Thank you for stopping by, I hope you find time to stitch today! (I will stitch during the baseball game tonight and every night until the Boys in Blue win the World Series…Go Royals!) ttfn…sue

How are you creative?

I was reading blogs I bookmark this week-end and Jackie at Dog Daisy Chain  posted an intriguing statement. “As I work on struggling to regain my creativity and meet deadlines, I envy those who are able to sit and hand sew.”

Do those that are paid for designing needlepoint struggle more with creativity than those of us that just stitch because it is cheaper than a shrink? Do deadline stifle creativity or enhance creativity? Does stitching other designers work or painted canvases stifle our own creativity?

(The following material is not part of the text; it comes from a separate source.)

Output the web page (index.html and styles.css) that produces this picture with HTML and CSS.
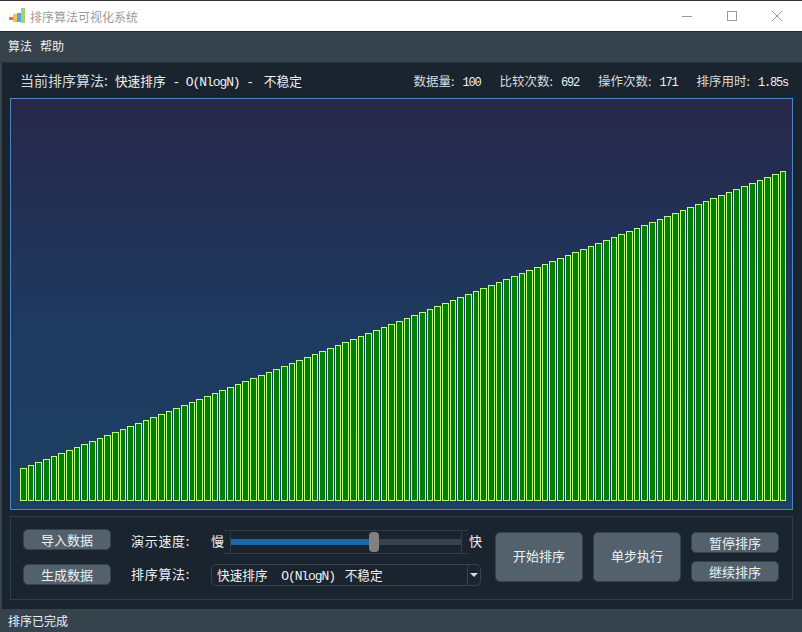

Jackie went on to say that even if she doesn’t like a technique or piece she learns a lesson or technique that she “…promised myself I would return to. Other lessons were learned. Stored up for future use. You learn something with every piece you make.”

I agree, you learn from every piece you stitch. Whether it is a new thread or stitch you are going to love or hate; an idea or technique that helps with that “ah ha” moment for another project that has been waiting for that moment of enlightenment; or just something that does not work no matter how hard or long you try to make it work. I think we can learn from each other in a class, just stitching together, at a guild meeting or online. We are a social group and we learn by association. We offer our ideas and observations but the bottom line is whatever we chose to stitch and how we stitch it is our choice alone. There are no “stitch police” that are going to tell us we can’t do something.

What would needlepoint be like if we were all still stitching the continental stitch using silk or wool? We’ve come a long way and the future is unlimited by our own creativity. So next time you don’t feel very inspired or creative, just remember that someone out there may be inspired by your work.

And most of all remember… learning is being creative.